**What you have to do**
Copy out each line that includes the word "index".

**** Data

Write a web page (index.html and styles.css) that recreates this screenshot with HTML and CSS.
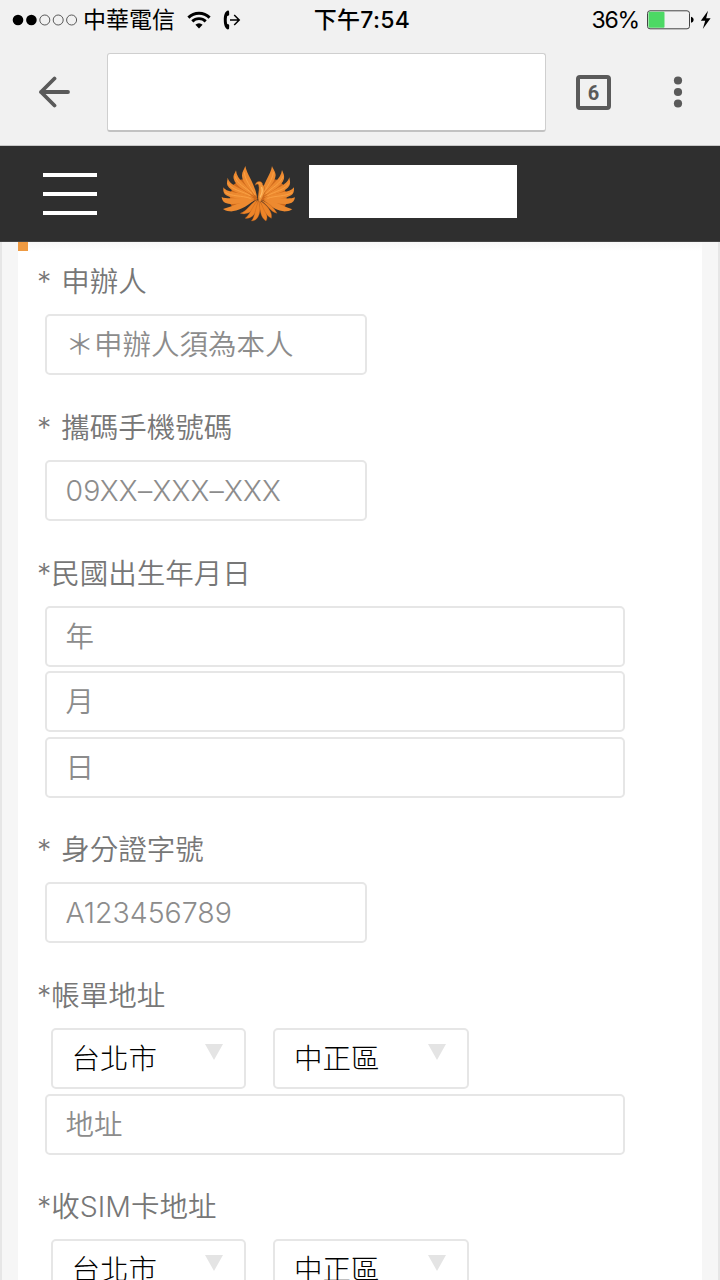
FILE: index.html
```html
<!DOCTYPE html>
<html lang="zh-Hant">
  <head>
    <meta charset="UTF-8" />
    <meta name="viewport" content="width=device-width, initial-scale=1" />
    <title>申辦資料</title>
    <link rel="stylesheet" href="styles.css">
  </head>
  <body>
    <!-- Status bar -->
    <div class="status-bar">
      <div class="status-left">
        <svg class="signal" width="66" height="14" viewBox="0 0 66 14">
          <circle cx="6" cy="7" r="5.3" />
          <circle cx="19.4" cy="7" r="5.3" />
          <g fill="none" stroke="#333" stroke-width="0.8">
            <circle cx="32.8" cy="7" r="5" />
            <circle cx="46.2" cy="7" r="5" />
            <circle cx="59.6" cy="7" r="5" />
          </g>
        </svg>
        <span class="carrier">中華電信</span>
        <svg class="wifi" width="24" height="18" viewBox="0 0 24 18">
          <g fill="none" stroke="#000" stroke-width="2.9">
            <path d="M1.4 6.6a15 15 0 0 1 21.2 0" />
            <path d="M5.3 10.4a9.5 9.5 0 0 1 13.4 0" />
          </g>
          <path d="M12 17.6l-3.6-3.9a5 5 0 0 1 7.2 0z" />
        </svg>
        <svg class="call" width="18" height="20" viewBox="0 0 18 20">
          <path d="M4.800.6C5.600.6 6 1 6.100 1.800L6.200 4.600C6.200 5.300 5.800 5.700 5.200 5.800L4.200 6C3.600 8.500 3.600 11.500 4.200 14L5.200 14.200C5.800 14.300 6.200 14.700 6.200 15.400L6.100 18.200C6 19 5.600 19.400 4.800 19.400 2 18.600.8 14.800.8 10S2 1.400 4.800.6z" />
          <path d="M7 10H16M11.200 5L16.200 10 11.200 15" fill="none" stroke="#000" stroke-width="1.5" />
        </svg>
      </div>
      <div class="clock">下午7:54</div>
      <div class="status-right">
        <span class="percent">36%</span>
        <svg class="battery" width="48" height="20" viewBox="0 0 48 20">
          <rect x="0.5" y="0.8" width="42" height="18" rx="2.5" fill="none" stroke="#444" stroke-width="1" />
          <rect x="1.5" y="1.800" width="16" height="16" rx="1" fill="#4cd964" />
          <path d="M44 6.800c1.800.4 2.600 1.600 2.600 3s-.8 2.600-2.600 3z" />
        </svg>
        <svg width="12" height="20" viewBox="0 0 12 20">
          <path d="M8 .8L.8 10.800h4.400L2.800 19l7.800-10.800H6.200z" />
        </svg>
      </div>
    </div>

    <!-- Browser toolbar -->
    <div class="toolbar">
      <svg class="back" width="32" height="32" viewBox="0 0 32 32" fill="none" stroke="#5a5a5a" stroke-width="3.8" stroke-linecap="round" stroke-linejoin="round">
        <path d="M30 16H3M16.500 2.500L3 16 16.500 29.500" />
      </svg>
      <div class="url-box"></div>
      <div class="tab-count">6</div>
      <svg class="more" width="10" height="32" viewBox="0 0 10 32" fill="#5a5a5a">
        <circle cx="5" cy="4.500" r="4.100" />
        <circle cx="5" cy="16" r="4.100" />
        <circle cx="5" cy="27.500" r="4.100" />
      </svg>
    </div>

    <!-- Site navbar -->
    <nav class="navbar">
      <div class="navbar-toggle"><i></i><i></i><i></i></div>
      <svg class="logo" width="74" height="57" viewBox="60 45 222 171">
        <!-- wings -->
        <g fill="#ed8a30">
          <path d="M170 148L146 88 126 88 112 90 104 100 92 108 92 122 84 132 88 146 84 156 92 168 104 176 128 166z" fill="#cf6a1c" />
          <path d="M178 148L200 88 218 88 234 90 241 100 252 108 252 122 260 132 256 146 260 156 252 168 240 176 220 166z" fill="#cf6a1c" />
          <path d="M133 48C138 76 162 100 168 142 152 124 122 98 123 76 123 64 130 58 133 48z" />
          <path d="M105 61C107 92 140 105 160 138 134 124 104 108 98 86 96 74 102 70 105 61z" />
          <path d="M80 83C87 110 125 112 158 142 126 134 88 126 79 106 76 96 80 91 80 83z" />
          <path d="M67 112C80 132 122 124 160 146 124 148 84 146 71 132 66 126 67 119 67 112z" />
          <path d="M62 141C82 151 124 138 160 149 124 162 88 166 72 158 64 154 63 147 62 141z" />
          <path d="M66 177C90 172 118 154 160 151 134 172 106 186 86 184 76 184 71 180 66 177z" />
          <path d="M213 48C209 76 186 98 179 140 194 124 223 98 224 76 224 64 216 58 213 48z" />
          <path d="M243 60C240 90 206 104 186 138 212 124 243 108 249 86 251 74 246 69 243 60z" />
          <path d="M265 82C258 109 222 112 188 142 220 134 256 126 266 105 269 96 266 90 265 82z" />
          <path d="M279 112C266 131 224 124 188 146 224 148 262 146 275 132 280 125 279 119 279 112z" />
          <path d="M282 142C262 151 222 138 188 149 222 162 256 166 272 158 280 154 281 147 282 142z" />
          <path d="M274 178C252 172 230 154 188 151 210 172 234 186 256 184 266 184 270 180 274 178z" />
        </g>
        <!-- tail -->
        <g fill="#ed8428" stroke="#b85d1a" stroke-width="1">
          <path d="M118 190C138 184 145 164 168 149 164 176 146 198 118 190z" />
          <path d="M132 205C148 195 152 170 171 150 173 180 158 208 132 205z" />
          <path d="M151 213C162 201 163 173 173 151 184 183 172 214 151 213z" />
          <path d="M195 213C176 202 178 176 173 151 194 175 204 202 195 213z" />
          <path d="M211 205C190 195 188 171 175 151 199 165 216 189 211 205z" />
          <path d="M228 190C206 184 201 164 177 149 203 156 221 175 228 190z" />
        </g>
        <!-- head and body -->
        <path d="M163 106C163 92 184 90 185 104 197 116 190 134 177 158 164 142 178 128 173 105 170 100 167 101 163 106z" fill="#f09438" stroke="#b85d1a" stroke-width="1.500" />
        <path d="M182 113C187 124 181 133 178 141" fill="none" stroke="#ffbd66" stroke-width="4" stroke-linecap="round" />
        <g fill="none" stroke="#fba548" stroke-width="2.500" stroke-linecap="round">
          <path d="M130 68C132 90 150 112 162 134M103 80C108 102 134 112 152 130M82 101C92 120 126 124 148 137M74 128C92 140 122 136 148 145" />
          <path d="M217 68C214 90 198 112 184 134M245 80C240 102 212 112 196 130M263 101C254 119 220 124 200 137M273 128C254 140 224 136 200 145" />
        </g>
      </svg>
      <div class="brand-box"></div>
    </nav>

    <main>
      <div class="form-wrapper">
        <div class="title-mark"></div>
        <form>
          <div class="form-group">
            <label>* 申辦人</label>
            <input class="short" type="text" placeholder="＊申辦人須為本人" />
          </div>
          <div class="form-group">
            <label>* 攜碼手機號碼</label>
            <input class="short phone" type="text" placeholder="09XX–XXX–XXX" />
          </div>
          <div class="form-group">
            <label>*民國出生年月日</label>
            <input type="text" placeholder="年" />
            <input type="text" placeholder="月" />
            <input type="text" placeholder="日" />
          </div>
          <div class="form-group">
            <label>* 身分證字號</label>
            <input class="short" type="text" placeholder="A123456789" />
          </div>
          <div class="form-group">
            <label>*帳單地址</label>
            <div class="select-row">
              <div class="select-box"><select><option>台北市</option></select></div>
              <div class="select-box"><select><option>中正區</option></select></div>
            </div>
            <input type="text" placeholder="地址" />
          </div>
          <div class="form-group">
            <label>*收SIM卡地址</label>
            <div class="select-row">
              <div class="select-box"><select><option>台北市</option></select></div>
              <div class="select-box"><select><option>中正區</option></select></div>
            </div>
          </div>
        </form>
      </div>
    </main>
  </body>
</html>
```
FILE: styles.css
```css
* {
  box-sizing: border-box;
}
body {
  margin: 0;
  height: 1280px;
  overflow: hidden;
  display: flex;
  flex-direction: column;
  font-family: Inter, "Noto Sans CJK TC", sans-serif;
  background: #f6f6f6;
}
svg {
  display: block;
  flex: none;
}

/* Status bar */
.status-bar {
  flex: none;
  height: 40px;
  padding: 0 8px 0 12px;
  display: grid;
  grid-template-columns: 1fr auto 1fr;
  align-items: center;
  background: #f1f1f1;
  color: #000;
  font-size: 23px;
  line-height: 40px;
}
.status-left,
.status-right {
  display: flex;
  align-items: center;
}
.status-right {
  justify-content: flex-end;
}
.carrier {
  margin: 0 12px 0 5px;
}
.call {
  margin-left: 12px;
}
.clock {
  font-weight: 500;
  letter-spacing: 0.3px;
}
.percent {
  letter-spacing: -1.2px;
}
.battery {
  margin: 0 5px 0 8px;
}

/* Browser toolbar */
.toolbar {
  flex: none;
  height: 106px;
  padding: 0 37px 1px 38px;
  display: flex;
  align-items: center;
  background: #f1f1f1;
  border-bottom: 1px solid #c8c8c8;
}
.url-box {
  width: 439px;
  height: 79px;
  margin-left: 37px;
  background: #fff;
  border: 1px solid #cfcfcf;
  border-bottom: 2px solid #c2c2c2;
  border-radius: 3px;
}
.tab-count {
  width: 35px;
  height: 35px;
  margin-left: 30px;
  border: 4px solid #5a5a5a;
  border-radius: 4px;
  color: #5a5a5a;
  font: bold 20px/28px Roboto, sans-serif;
  text-align: center;
}
.more {
  margin-left: auto;
}

/* Navbar */
.navbar {
  flex: none;
  height: 96px;
  padding-left: 43px;
  display: flex;
  align-items: center;
  background: #2f2f2f;
  border-bottom: 1px solid #444;
}
.navbar-toggle {
  width: 54px;
  display: grid;
  gap: 15px;
}
.navbar-toggle i {
  height: 4px;
  background: #fff;
}
.logo {
  margin-left: 124px;
}
.brand-box {
  width: 208px;
  height: 53px;
  margin: 0 0 4px 14px;
  background: #fff;
}

/* Form */
main {
  flex: 1;
  min-height: 0;
  padding: 0 16px;
  border: solid #e6e6e6;
  border-width: 0 2px;
}
.form-wrapper {
  background: linear-gradient(#f8f8f8, #fff 9px);
}
.title-mark {
  width: 10px;
  height: 9px;
  background: #ee9a42;
}
form {
  padding: 10px 0 0 19px;
}
.form-group {
  display: flex;
  flex-direction: column;
  gap: 4.5px;
  margin-bottom: 31.8px;
}
label {
  height: 41px;
  margin-bottom: 7.5px;
  color: #777;
  font-size: 28.5px;
  font-weight: 350;
  line-height: 41px;
  word-spacing: 2px;
}
input,
select {
  height: 61px;
  padding: 0 19px;
  border: 2px solid #e6e6e6;
  border-radius: 5px;
  background: #fff;
  font: 350 28.5px/41px Inter, "Noto Sans CJK TC", sans-serif;
}
input {
  width: 580px;
  margin: 0 0 0 7.5px;
}
input.short {
  width: 322px;
}
input::placeholder {
  color: #8c8c8c;
}
.phone {
  letter-spacing: 0.2px;
}
.select-row {
  display: flex;
  gap: 27px;
  padding-left: 13.5px;
}
.select-box {
  display: grid;
  width: 195.5px;
}
.select-box::after {
  content: "";
  grid-area: 1 / 1;
  justify-self: end;
  margin: 16px 23px 0 0;
  border: 9px solid transparent;
  border-top: 16px solid #e4e4e4;
  border-bottom: 0;
  align-self: start;
}
select {
  grid-area: 1 / 1;
  width: 100%;
  margin: 0;
  color: #000;
  font-weight: 300;
  appearance: none;
}
```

********

**Full answer**
Write a web page (index.html and styles.css) that recreates this screenshot with HTML and CSS.
FILE: index.html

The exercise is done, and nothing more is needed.